Fallacy #7: Transport Cost Is Zero

Figure 9-8. Remote access costs money

Many software architects confuse this fallacy for latency (“Fallacy #2: Latency Is Zero”). Transport cost here does not refer to latency, but rather to actual cost in terms of money associated with making a “simple RESTful call.” Architects assume (incorrectly) that the necessary infrastructure is in place and sufficient for making a simple RESTful call or breaking apart a monolithic application. It is usually not. Distributed architectures cost significantly more than monolithic architectures, primarily due to increased needs for additional hardware, servers, gateways, firewalls, new subnets, proxies, and so on.

Whenever embarking on a distributed architecture, we encourage architects to analyze the current server and network topology with regard to capacity, bandwidth, latency, and security zones to not get caught up in the trap of surprise with this fallacy.

Fallacy #8: The Network Is Homogeneous

Figure 9-9. The network is not homogeneous

Most architects and developers assume a network is homogeneous—made up by only one network hardware vendor. Nothing could be farther from the truth. Most companies have multiple network hardware vendors in their infrastructure, if not more.

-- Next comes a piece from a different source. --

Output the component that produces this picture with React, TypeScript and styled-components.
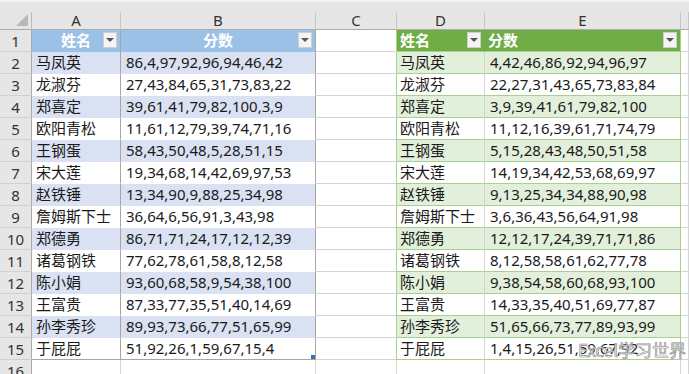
import styled, { createGlobalStyle } from "styled-components";

const GlobalStyle = createGlobalStyle`
    html, body {
        margin: 0;
        padding: 0;
        background: #ffffff;
        overflow: hidden;
    }
    body {
        font-family: "Noto Sans", "Noto Sans CJK SC", sans-serif;
    }
`;

const Sheet = styled.div`
    position: relative;
    width: 689px;
    height: 374px;
    overflow: hidden;
    display: grid;
    grid-template-columns: 32px 89px 195px 81px 88px 196px 8px;
    grid-auto-rows: 22px;
    grid-template-rows: 12px 18px;
    font-size: 15px;
    color: #1a1a1a;
`;

const TopStrip = styled.div`
    grid-column: 1 / -1;
    background: #e6e6e6;
    border-top: 2px solid #f3f3f3;
    box-sizing: border-box;
`;

const Corner = styled.div`
    background: #e6e6e6;
    border-right: 1px solid #bdbdbd;
    border-bottom: 1px solid #ababab;
    position: relative;
    &::after {
        content: "";
        position: absolute;
        right: 3px;
        bottom: 3px;
        width: 0;
        height: 0;
        border-left: 12px solid transparent;
        border-bottom: 12px solid #b8b8b8;
    }
`;

const ColHead = styled.div`
    background: #e6e6e6;
    border-right: 1px solid #c6c6c6;
    border-bottom: 1px solid #ababab;
    display: flex;
    align-items: center;
    justify-content: center;
    font-size: 15px;
    color: #333;
    line-height: 1;
`;

const RowHead = styled.div`
    background: #e6e6e6;
    border-right: 1px solid #ababab;
    border-bottom: 1px solid #d0d0d0;
    display: flex;
    align-items: center;
    justify-content: center;
    font-size: 15px;
    color: #333;
`;

type CellProps = {
    $bg?: string;
    $right?: string;
    $bottom?: string;
    $left?: string;
    $align?: "left" | "center";
    $head?: boolean;
    $pad?: number;
};

const Cell = styled.div<CellProps>`
    position: relative;
    box-sizing: border-box;
    background: ${(p) => p.$bg || "#ffffff"};
    border-right: 1px solid ${(p) => p.$right || "#d4d4d4"};
    border-bottom: 1px solid ${(p) => p.$bottom || "#d4d4d4"};
    ${(p) => (p.$left ? `border-left: 1px solid ${p.$left};` : "")}
    display: flex;
    align-items: center;
    justify-content: ${(p) => (p.$align === "center" ? "center" : "flex-start")};
    padding-left: ${(p) => (p.$align === "center" ? 0 : p.$pad ?? 4)}px;
    padding-right: ${(p) => (p.$align === "center" ? 0 : 2)}px;
    white-space: nowrap;
    overflow: hidden;
    font-weight: ${(p) => (p.$head ? 700 : 400)};
    color: ${(p) => (p.$head ? "#ffffff" : "#1a1a1a")};
    line-height: 1;
`;

const FilterBtn = styled.span`
    position: absolute;
    right: 3px;
    top: 2px;
    width: 14px;
    height: 16px;
    box-sizing: border-box;
    background: #f4f4f4;
    border: 1px solid #cfcfcf;
    display: flex;
    align-items: center;
    justify-content: center;
    &::after {
        content: "";
        width: 0;
        height: 0;
        border-left: 4px solid transparent;
        border-right: 4px solid transparent;
        border-top: 4px solid #555;
    }
`;

const ResizeHandle = styled.span`
    position: absolute;
    right: 0;
    bottom: 0;
    width: 4px;
    height: 4px;
    background: #2f6fb5;
`;

const Watermark = styled.div`
    position: absolute;
    left: 578px;
    top: 337px;
    font-family: "Noto Sans CJK SC", sans-serif;
    font-size: 17px;
    color: rgba(255, 255, 255, 0.85);
    -webkit-text-stroke: 0.7px #8c8c8c;
    letter-spacing: 0px;
    pointer-events: none;
`;

const rows: [string, string][] = [
    ["马凤英", "86,4,97,92,96,94,46,42"],
    ["龙淑芬", "27,43,84,65,31,73,83,22"],
    ["郑喜定", "39,61,41,79,82,100,3,9"],
    ["欧阳青松", "11,61,12,79,39,74,71,16"],
    ["王钢蛋", "58,43,50,48,5,28,51,15"],
    ["宋大莲", "19,34,68,14,42,69,97,53"],
    ["赵铁锤", "13,34,90,9,88,25,34,98"],
    ["詹姆斯下士", "36,64,6,56,91,3,43,98"],
    ["郑德勇", "86,71,71,24,17,12,12,39"],
    ["诸葛钢铁", "77,62,78,61,58,8,12,58"],
    ["陈小娟", "93,60,68,58,9,54,38,100"],
    ["王富贵", "87,33,77,35,51,40,14,69"],
    ["孙李秀珍", "89,93,73,66,77,51,65,99"],
    ["于屁屁", "51,92,26,1,59,67,15,4"],
];

const sorted = (s: string) =>
    s
        .split(",")
        .map(Number)
        .sort((a, b) => a - b)
        .join(",");

const BLUE_HEAD = "#9bc2e6";
const BLUE_BAND = "#d9e1f2";
const BLUE_LINE = "#a6a6a6";
const GREEN_HEAD = "#70ad47";
const GREEN_BAND = "#e2efda";
const GREEN_LINE = "#a9d08e";

function App() {
    return (
        <Sheet>
            <GlobalStyle />
            <TopStrip />
            <Corner />
            {["A", "B", "C", "D", "E", ""].map((c, i) => (
                <ColHead key={i}>{c}</ColHead>
            ))}

            <RowHead>1</RowHead>
            <Cell $bg={BLUE_HEAD} $right={BLUE_LINE} $bottom={BLUE_HEAD} $align="center" $head>
                姓名
                <FilterBtn />
            </Cell>
            <Cell $bg={BLUE_HEAD} $right={BLUE_LINE} $bottom={BLUE_HEAD} $align="center" $head>
                分数
                <FilterBtn />
            </Cell>
            <Cell $right={GREEN_LINE} />
            <Cell $bg={GREEN_HEAD} $right={GREEN_HEAD} $bottom={GREEN_LINE} $head $pad={3}>
                姓名
                <FilterBtn />
            </Cell>
            <Cell $bg={GREEN_HEAD} $right={GREEN_LINE} $bottom={GREEN_LINE} $head $pad={3}>
                分数
                <FilterBtn />
            </Cell>
            <Cell />

            {rows.map(([name, nums], i) => {
                const band = i % 2 === 0;
                const last = i === rows.length - 1;
                const lb = band ? BLUE_BAND : "#ffffff";
                const gb = band ? GREEN_BAND : "#ffffff";
                return [
                    <RowHead key={`h${i}`}>{i + 2}</RowHead>,
                    <Cell key={`a${i}`} $bg={lb} $right={BLUE_LINE} $bottom={last ? BLUE_LINE : lb}>
                        {name}
                    </Cell>,
                    <Cell key={`b${i}`} $bg={lb} $right={BLUE_LINE} $bottom={last ? BLUE_LINE : lb} $pad={5}>
                        {nums}
                        {last && <ResizeHandle />}
                    </Cell>,
                    <Cell key={`c${i}`} $right={GREEN_LINE} />,
                    <Cell key={`d${i}`} $bg={gb} $right="#d4d4d4" $bottom={GREEN_LINE} $pad={3}>
                        {name}
                    </Cell>,
                    <Cell key={`e${i}`} $bg={gb} $right={GREEN_LINE} $bottom={GREEN_LINE} $pad={5}>
                        {sorted(nums)}
                    </Cell>,
                    <Cell key={`f${i}`} />,
                ];
            })}

            <RowHead>16</RowHead>
            {[0, 1, 2, 3, 4, 5].map((c) => (
                <Cell key={`r16${c}`} />
            ))}

            <Watermark>Excel学习世界</Watermark>
        </Sheet>
    );
}

export default App;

So what? The significance of this fallacy is that not all of those heterogeneous hardware vendors play together well. Most of it works, but does Juniper hardware seamlessly integrate with Cisco hardware? Networking standards have evolved over the years, making this less of an issue, but the fact remains that not all situations, load, and circumstances have been fully tested, and as such, network packets occasionally get lost. This in turn impacts network reliability (“Fallacy #1: The Network Is Reliable”), latency assumptions and assertions (“Fallacy #2: Latency Is Zero”), and assumptions made about the bandwidth (“Fallacy #3: Bandwidth Is Infinite”). In other words, this fallacy ties back into all of the other fallacies, forming an endless loop of confusion and frustration when dealing with networks (which is necessary when using distributed architectures).